Are you chasing balance?

August 9, 2019

It’s easy to assume most people want more balance in their lives.  In a Branded Research poll in 2018, participants were asked “is work-life balance important to you” and were given five answers to choose from.  Below are the results of this poll. 

 

  • Yes, work-life balance means more time for family (57% respondents)

  • Yes, work-life balance means time for self-care (17% respondents)

  • Yes, work-life balance means time to stay healthy (13% respondents)

  • Yes, work-life balance means time for hobbies (8% respondents)
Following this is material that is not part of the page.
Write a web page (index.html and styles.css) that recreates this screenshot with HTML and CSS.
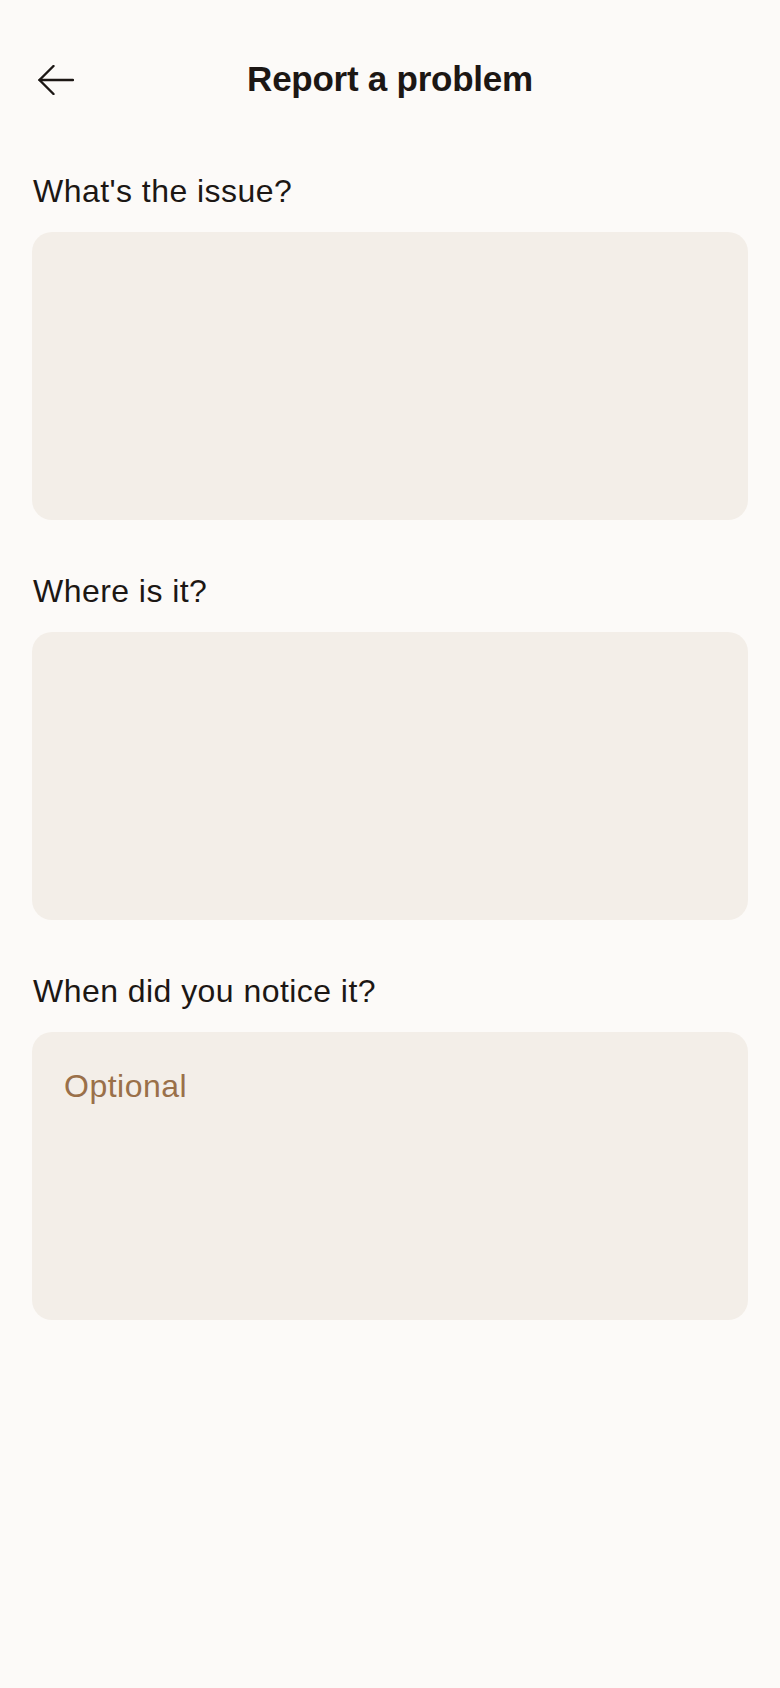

  • No, I prioritize work (4% respondents)

 

What this poll doesn’t measure, however, is what does balance mean?  What does it mean to have a balanced life?  What would it look like?  Feel like?

 

When my life isn’t in balance, it feels chaotic and frustrating.  I feel frazzled, like I’m barely keeping all of the plates spinning (some may even be dropping).  It’s easy for me to describe to you what it’s like when my life isn’t in balance.  It’s harder to describe what it feels like when it is in balance.  The absence of the feelings associated with imbalance?  Things flow? 

 

I think it’s so challenging because balance isn’t static.  Even when you balance on one foot, there is motion in your ankle and maybe in your arms.  Balancing well on one foot doesn’t mean your ankle, eyes and ears aren’t working hard to keep you that way.  What happens when we achieve balance in our lives?  It doesn’t take much to knock us off balance again. 

 

Another challenge with maintaining balance is the overcorrection or counterbalance that’s necessary to maintain overall balance.  If it’s 80 degrees in your house, and you set the thermostat to 70, the AC doesn’t kick out 70-degree air until the house is 70 degrees.  It kicks out much cooler air to mix with hot air, which balances to achieve the desired 70 degrees.  The same is true to balance blood sugar or hormones.  The same should be true in our lives.  If we spend more time and energy focusing on work, it needs to be “balanced out” with more time with family.  If we spend more time or energy focusing on others, it needs to be “balanced out” with more time for ourselves. 

 

In our lives, it can feel like we are spending so much time on one end and not enough time on the other.  When we try to achieve balance, we do so by inching towards the center and ignore that an overcorrection is often necessary before we can return to balance. 

 

 

 

Instead of keeping my life in perfect balance, I’m trying to think of ebbs and flows like the tide.  Over the course of the tide, it should all average out.  There are times when work will demand more of me, times when family demands more of me, times when my needs demand more of me.  And that’s okay.  The scales shouldn’t be perpetually tipped in one direction at the expense of all others.  There shouldn’t be an area that’s neglected.  There should, however, be an understanding that your needs and priorities shift. 

I don’t want to keep perfect balance and be impervious to outside influences.  That’s not life.  I want to ride the waves, to know things will ebb and flow, and to know I can get back up if I fall. 

 

To get better at balancing, or riding the waves, there are things you can do.  First, get clear on what you want.  Paint a picture for yourself of what this balance would actually look like and feel like for you.  Does it mean more time in a particular area of your life?  Does it mean setting boundaries and protecting yourself?  Once you get this picture in your mind, you need to check and see if it’s realistic.  It’s not realistic to give 100% to all areas of your life 100% of the time.  It’s not realistic to expect you will handle every moment, every change, every hassle, with grace and ease, 100% of the time.  If your mental image isn’t realistic, you need to change it until it is. 

 

Second, if you’re shooting for balance, balance how you spend your energy.  The things in your life that demand energy from you should be balanced with things that draw energy back in.  For example, helping kids with their homework or sitting in meetings may be very draining.  These things should be balanced with things like self-care, play, and invigorating projects.  Additionally, any one domain of your life should have a balance of demanding and rejuvenating.  For example, there should be exciting and energizing aspects of your work, not just demanding and draining aspects.  Aim to balance the energy you invest in demanding and draining tasks with the energy you regain from exciting and invigorating tasks. 

 

Finally, understand it’s not a destination; it’s a constantly moving target.  This is the most elusive part about “achieving balance.”  Your life changes, your needs change, the demands you face change.  If you think about balance as a destination, you aren’t going to spend much time there, but you will spend A LOT of time chasing it.  You may feel you’re getting close, but as a moving target, you’re not as close as you think.  Riding the waves of your life, establishing a rhythm with the ebbs and flows of needs and demands, however, is achievable.